To get all this publicity, she had to speak to the America First Political Action Committee (AFPAC) — a group in which some of the main players support Vladimir Putin, Adolph Hitler and white nationalism. But to a candidate who fashions herself as the female version of Donald Trump, the end result is all that matters.

Just ask Trump.

He used terms such as “savvy” and “genius” in describing Putin’s bloodbath in Ukraine. Days later, those attending the C-PAC gathering in Florida practically were handing the former president the 2024 presidential nomination.

With McGeachin, the media and politicians have been lining up — saying how “reasonable” people should be outraged about her giving the time of day to this off-the-rails group. But, if anything, she has galvanized her base — those who put her in office in the first place.

The base includes some Republican central committees, including the one in Kootenai County. If that organization took a straw vote for governor among its members, I’d guess that McGeachin would win by a landslide.

Her base won’t be swayed by Gov. Brad Little, or state party chair Tom Luna, as they talk about their opposition to divisive groups such as AFPAC. McGeachin and her base can easily dismiss Little as a RINO and Luna as an arm of the political establishment. And who cares what the media reports?

Recently, McGeachin says to supporters, “Someone asked me if I was depressed by the mainstream media’s latest smear against me. I said, ‘Hell, No! I’m energized and defiant!’”

In a recent television interview with KTVB’s Brian Holmes (Boise), he repeatedly asked McGeachin how much research she did on AFPAC before speaking — which was a fair line of questioning. But the interview had the earmarks of an interrogation in a cheap gangster movie, minus slaps in the face and chopping off fingers to get her to say what Holmes wanted to hear.

To the “reasonable” people, McGeachin looked like a stooge. To McGeachin’s base, Holmes looked like a bully — one of these mainstream liberal reporters trying to beat up a principled conservative.
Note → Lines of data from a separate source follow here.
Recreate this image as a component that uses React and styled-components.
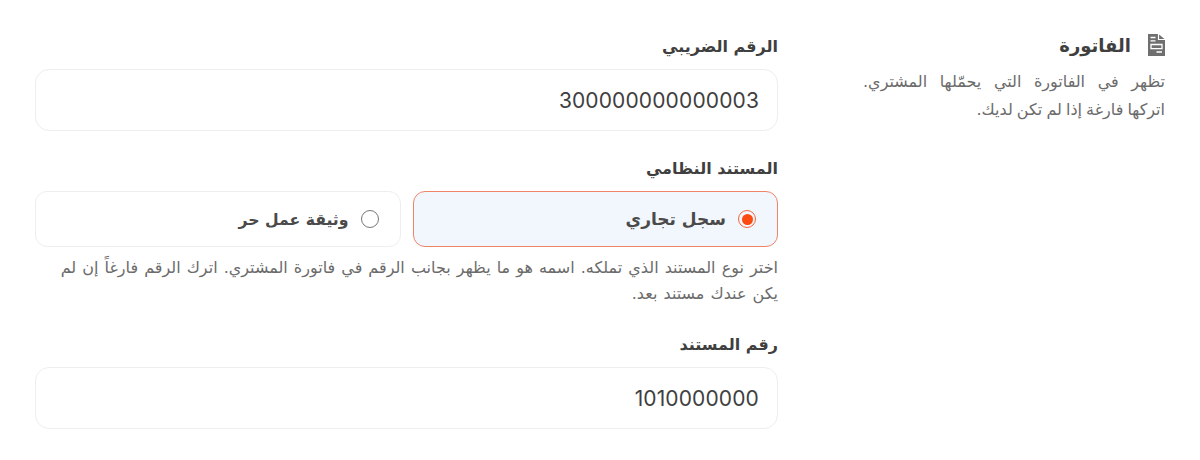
import React from "react";
import styled, { createGlobalStyle } from "styled-components";

const Global = createGlobalStyle`
  html, body { margin: 0; padding: 0; background: #fff; }
  body { font-family: "DejaVu Sans", sans-serif; }
`;

const Page = styled.div`
  width: 1200px;
  height: 460px;
  box-sizing: border-box;
  padding: 30px 35px 0 35px;
  direction: rtl;
  display: grid;
  grid-template-columns: 310px 743px;
  column-gap: 77px;
  justify-content: start;
  overflow: hidden;
`;

const Aside = styled.aside`
  display: flex;
  flex-direction: column;
`;

const AsideTitle = styled.h2`
  margin: 0;
  display: flex;
  align-items: center;
  gap: 17px;
  height: 30px;
  font-size: 18px;
  font-weight: 700;
  color: #3f3f3f;
`;

const AsideText = styled.div`
  margin-top: 8px;
  display: flex;
  flex-direction: column;
`;

const AsideLine = styled.span`
  font-size: 16px;
  word-spacing: ${(p) => p.$spread}px;
  line-height: 28px;
  color: #6b6b6b;
`;

const Form = styled.div`
  display: flex;
  flex-direction: column;
`;

const Field = styled.div`
  display: flex;
  flex-direction: column;
  margin-bottom: ${(p) => p.$gap || 0}px;
`;

const Label = styled.label`
  display: block;
  height: 24px;
  margin-bottom: 15px;
  font-size: 16px;
  line-height: 34px;
  font-weight: 700;
  color: #3f3f3f;
`;

const Input = styled.div`
  height: 62px;
  box-sizing: border-box;
  border: 1px solid #eeeeee;
  border-radius: 14px;
  display: flex;
  align-items: center;
  padding: 0 18px;
  direction: ltr;
  justify-content: flex-end;
  font-family: "Inter", sans-serif;
  font-size: 21px;
  letter-spacing: 0.13px;
  color: #3f3f3f;
`;

const Options = styled.div`
  display: grid;
  grid-template-columns: 1fr 1fr;
  gap: 12px;
`;

const Option = styled.div`
  height: 56px;
  box-sizing: border-box;
  border-radius: 12px;
  border: 1px solid ${(p) => (p.$on ? "#ef8468" : "#eeeeee")};
  background: ${(p) => (p.$on ? "#f2f7fd" : "#fff")};
  display: flex;
  align-items: center;
  padding: 0 21px;
  gap: 12px;
  font-size: ${(p) => (p.$on ? 17 : 15.7)}px;
  font-weight: 700;
  color: #4a4a4a;
`;

const Radio = styled.span`
  width: 18px;
  height: 18px;
  box-sizing: border-box;
  border-radius: 50%;
  flex: none;
  border: 1.5px solid ${(p) => (p.$on ? "#f4643a" : "#777")};
  display: flex;
  align-items: center;
  justify-content: center;
  &::after {
    content: "";
    width: 11px;
    height: 11px;
    border-radius: 50%;
    background: ${(p) => (p.$on ? "#fb4a12" : "transparent")};
  }
`;

const Help = styled.p`
  margin: 8px 0 0;
  font-size: 16px;
  word-spacing: 1px;
  line-height: 26px;
  color: #6b6b6b;
`;

const DocIcon = () => (
  <svg width="17" height="22" viewBox="0 0 17 22">
    <path d="M0 0h10.5L17 5.5V22H0z" fill="#6f6f6f" />
    <path d="M10.5 0v5.5H17" fill="none" stroke="#fff" strokeWidth="1.2" />
    <path d="M2.5 3.5h5M2.5 6.8h5M3 10.5h11v4.2H3zM8.5 18h5.5" stroke="#fff" strokeWidth="1.3" fill="none" />
  </svg>
);

export default function App() {
  return (
    <>
      <Global />
      <Page>
        <Aside>
          <AsideTitle>
            <DocIcon />
            الفاتورة
          </AsideTitle>
          <AsideText>
            <AsideLine $spread={7.5}>تظهر في الفاتورة التي يحمّلها المشتري.</AsideLine>
            <AsideLine $spread={-1}>اتركها فارغة إذا لم تكن لديك.</AsideLine>
          </AsideText>
        </Aside>
        <Form>
          <Field $gap={21}>
            <Label>الرقم الضريبي</Label>
            <Input>300000000000003</Input>
          </Field>
          <Field $gap={21}>
            <Label>المستند النظامي</Label>
            <Options>
              <Option $on>
                <Radio $on />
                سجل تجاري
              </Option>
              <Option>
                <Radio />
                وثيقة عمل حر
              </Option>
            </Options>
            <Help>
              اختر نوع المستند الذي تملكه. اسمه هو ما يظهر بجانب الرقم في فاتورة المشتري. اترك الرقم فارغاً إن لم يكن عندك مستند بعد.
            </Help>
          </Field>
          <Field>
            <Label>رقم المستند</Label>
            <Input>1010000000</Input>
          </Field>
        </Form>
      </Page>
    </>
  );
}
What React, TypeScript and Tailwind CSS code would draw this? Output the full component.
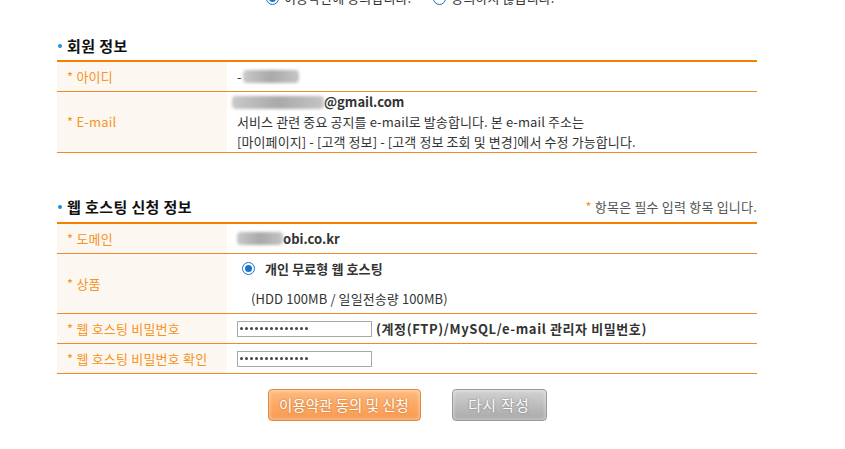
import type { ReactNode } from "react";

function Blur({ w }: { w: number }) {
  return (
    <span
      className="inline-block h-[13px] rounded-sm bg-gradient-to-r from-[#c9c9c9] via-[#a9a9a9] to-[#c4c4c4] blur-[1.5px] align-middle"
      style={{ width: w }}
    />
  );
}

function Row({ label, children, h }: { label: string; children: ReactNode; h: string }) {
  return (
    <div className={`flex border-b border-[#f0892a] ${h}`}>
      <div className="flex w-[170px] shrink-0 items-center bg-[#fdf7f1] pl-[10px] text-[13px] tracking-[0.2px] text-[#f7931e]">
        * {label}
      </div>
      <div className="flex flex-1 flex-col justify-center pl-[10px] text-[13px] tracking-[0.1px] text-[#333]">
        {children}
      </div>
    </div>
  );
}

function Heading({ title, note }: { title: string; note?: boolean }) {
  return (
    <div className="flex h-[20px] items-center justify-between">
      <div className="flex items-center gap-[5px] pl-[1px]">
        <span className="h-[4px] w-[4px] rounded-full bg-[#1a8ee0]" />
        <span className="text-[15px] font-bold tracking-[0.4px] text-[#111]">{title}</span>
      </div>
      {note && (
        <span className="text-[13px] tracking-[0.2px] text-[#555]">
          <span className="text-[#f7931e]">*</span> 항목은 필수 입력 항목 입니다.
        </span>
      )}
    </div>
  );
}

function Radio({ on }: { on?: boolean }) {
  return (
    <span className="flex h-[13px] w-[13px] items-center justify-center rounded-full border border-[#1a73c8] bg-white">
      {on && <span className="h-[7px] w-[7px] rounded-full bg-[#1a73c8]" />}
    </span>
  );
}

function Pw() {
  return (
    <span className="flex h-[16px] w-[135px] items-center gap-[2px] border border-[#a9a9a9] bg-white pl-[2px]">
      {Array.from({ length: 14 }, (_, i) => (
        <span key={i} className="h-[3px] w-[3px] rounded-full bg-[#444]" />
      ))}
    </span>
  );
}

export default function App() {
  return (
    <div className="h-[449px] w-[845px] overflow-hidden bg-white font-['Noto_Sans_CJK_KR','Noto_Sans',sans-serif]">
      <div className="-mt-[11px] flex h-[18px] items-center pl-[266px] text-[13px] leading-[18px] tracking-[0.1px] text-[#333]">
        <Radio on />
        <span className="ml-[5px]">이용약관에 동의합니다.</span>
        <span className="ml-[22px]">
          <Radio />
        </span>
        <span className="ml-[5px]">동의하지 않습니다.</span>
      </div>

      <div className="ml-[57px] w-[700px]">
        <div className="mt-[29px] mb-[4px]">
          <Heading title="회원 정보" />
        </div>
        <div className="border-t-2 border-[#f77f00]">
          <Row label="아이디" h="h-[30px]">
            <div className="flex items-center gap-[1px]">
              <span>-</span>
              <Blur w={56} />
            </div>
          </Row>
          <Row label="E-mail" h="h-[61px]">
            <div className="leading-[20px]">
              <div className="-ml-[5px] flex items-center">
                <Blur w={92} />
                <span className="text-[13px] font-bold tracking-normal text-[#333]">@gmail.com</span>
              </div>
              <div>서비스 관련 중요 공지를 e-mail로 발송합니다. 본 e-mail 주소는</div>
              <div>[마이페이지] - [고객 정보] - [고객 정보 조회 및 변경]에서 수정 가능합니다.</div>
            </div>
          </Row>
        </div>

        <div className="mt-[44px] mb-[5px]">
          <Heading title="웹 호스팅 신청 정보" note />
        </div>
        <div className="border-t-2 border-[#f77f00]">
          <Row label="도메인" h="h-[30px]">
            <div className="flex items-center">
              <Blur w={46} />
              <span className="text-[13px] font-bold tracking-normal text-[#333]">obi.co.kr</span>
            </div>
          </Row>
          <Row label="상품" h="h-[60px]">
            <div className="flex items-center gap-[10px] pl-[5px]">
              <Radio on />
              <span className="font-semibold">개인 무료형 웹 호스팅</span>
            </div>
            <div className="mt-[10px] pl-[14px]">(HDD 100MB / 일일전송량 100MB)</div>
          </Row>
          <Row label="웹 호스팅 비밀번호" h="h-[30px]">
            <div className="flex items-center gap-[4px]">
              <Pw />
              <span className="text-[13px] font-bold tracking-[0.6px] text-[#333]">
                (계정(FTP)/MySQL/e-mail 관리자 비밀번호)
              </span>
            </div>
          </Row>
          <Row label="웹 호스팅 비밀번호 확인" h="h-[30px]">
            <div className="flex items-center">
              <Pw />
            </div>
          </Row>
        </div>

        <div className="mt-[15px] flex justify-center gap-[31px]">
          <button className="h-[32px] w-[153px] rounded-[4px] border border-[#dc8a45] bg-gradient-to-b from-[#fdbb7f] via-[#fba863] to-[#f89a50] text-[14.5px] text-white shadow-[inset_0_0_4px_rgba(255,255,255,0.6)] [text-shadow:0_0_2px_rgba(150,70,0,0.6)]">
            이용약관 동의 및 신청
          </button>
          <button className="h-[32px] w-[95px] rounded-[4px] border border-[#9a9a9a] bg-gradient-to-b from-[#d2d2d2] via-[#bdbdbd] to-[#a9a9a9] text-[14.5px] tracking-[1px] text-white shadow-[inset_0_0_4px_rgba(255,255,255,0.6)] [text-shadow:0_0_2px_rgba(80,80,80,0.7)]">
            다시 작성
          </button>
        </div>
      </div>
    </div>
  );
}
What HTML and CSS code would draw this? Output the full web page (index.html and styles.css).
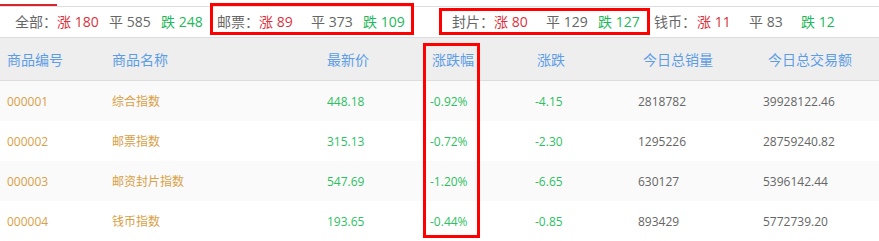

On the “print side,” former Supreme Court Justice Jim Jones weighed in on the situation, again appealing to all the “reasonable” people out there. Jones exposed some strange characters involved with AFPAC, including its founder, Nick Fuentes, “who has compared himself to Adolf Hitler and praised Vladmir Putin’s invasion of Ukraine. Fuentes is a white supremacist who has expressed anti-semitic views and Holocaust denial and is opposed to women’s right to vote.”

And Fuentes was a big crowd pleaser at the conference.

As Jones lectures, “Every responsible politician checks out the views of an organization before agreeing to speak.” That’s sound advice, giving a speech to political crackpots is not a sound strategy. But McGeachin and her supporters neither need, nor want, advice from Jim Jones or anything to do with the Take Back Idaho political group that he started.

“As conservative Trump supporters, we’ve spent the last six years being slandered and accused of all manner of evil,” McGeachin wrote in her recent newsletter. “I’m not disheartened, though. I’m ready to fight! America is worth defending and our conservative values are worth protecting at all costs. The radical left and their RINO allies are using the media to try to silence conservative and force them to apologize for telling the truth.”

She continued: “We know that the mainstream media has chosen to side with America’s enemies as have the radical leftists and the corrupt politicians who dishonestly claim to be Republicans. We are clear-eyed about our objectives and undeterred by the transparent attempts to vilify our efforts.”

McGeachin is a long way from getting the keys to the governor’s office, and it’s doubtful that she has enough broad-based support to get there. But, thanks to her speech to AFPAC and the overall reaction, her campaign has new life.

The Lewiston Tribune’s Marty Trillhaase made an excellent point in a recent editorial. McGeachin may know something about Idaho’s Republican voters that “reasonable people” don’t.